In der Verkehrspolitik ist Leuthard ebenfalls darum bemüht, niemanden vor den Kopf zu stossen. Strasse und Schiene dürften nicht gegeneinander ausgespielt werden, betont sie stets. Dank Versprechen an die Strassenverbände brachte sie den Ausbau des Bahnnetzes und einen neuen Bahnfonds problemlos durch die Abstimmung.
Nein zur Vignette
Das Stimmvolk folgte Leuthard auch beim zweiten Gotthard-Strassentunnel, bei der «Milchkuh-Initiative» und beim Raumplanungsgesetz.
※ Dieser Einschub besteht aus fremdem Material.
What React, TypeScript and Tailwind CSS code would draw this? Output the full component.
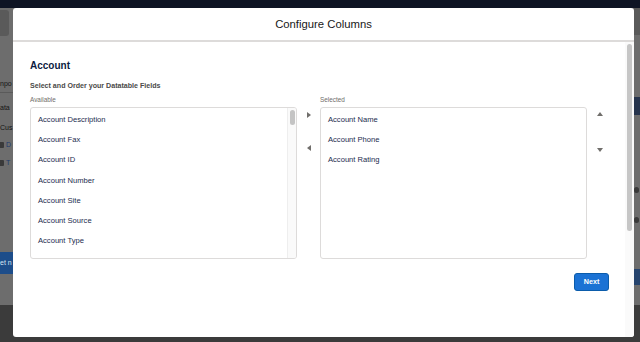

Zu ihren Niederlagen gehören das Nein zu einer teureren Autobahnvignette, das Ja zur Zweitwohnungsinitiative sowie der ungelöste Fluglärmstreit mit Deutschland.
Schon als Wirtschaftsministerin hatte sie schwierige Phasen durchlebt. Gegen den von ihr propagierten Agrarfreihandel mit der EU regte sich in der eigenen Partei Widerstand. Mit dem Wechsel ins UVEK konnte sie diesem Problem entfliehen und gleichzeitig einen Wunsch der CVP erfüllen.
Steile Karriere
Die Karriere von Doris Leuthard verlief nahezu reibungslos - und in rasantem Tempo. 1997 wurde die damals unbekannte Juristin in den Aargauer Grossen Rat gewählt, bereits zwei Jahre später in den Nationalrat. Nach der Abwahl von Ruth Metzer 2003 übernahm sie die Parteileitung.
Die charmante Aargauerin wurde rasch zum Gesicht der Partei und verlieh dieser ein neues Image. Als Joseph Deiss aus dem Bundesrat zurücktrat, war Leuthard von Beginn weg die Kronfavoritin. Die Wahl am 14. Juni 2006 war praktisch Formsache. Innerhalb von nur neun Jahren war Leuthard so von der unbekannten Grossrätin zur Bundesrätin avanciert.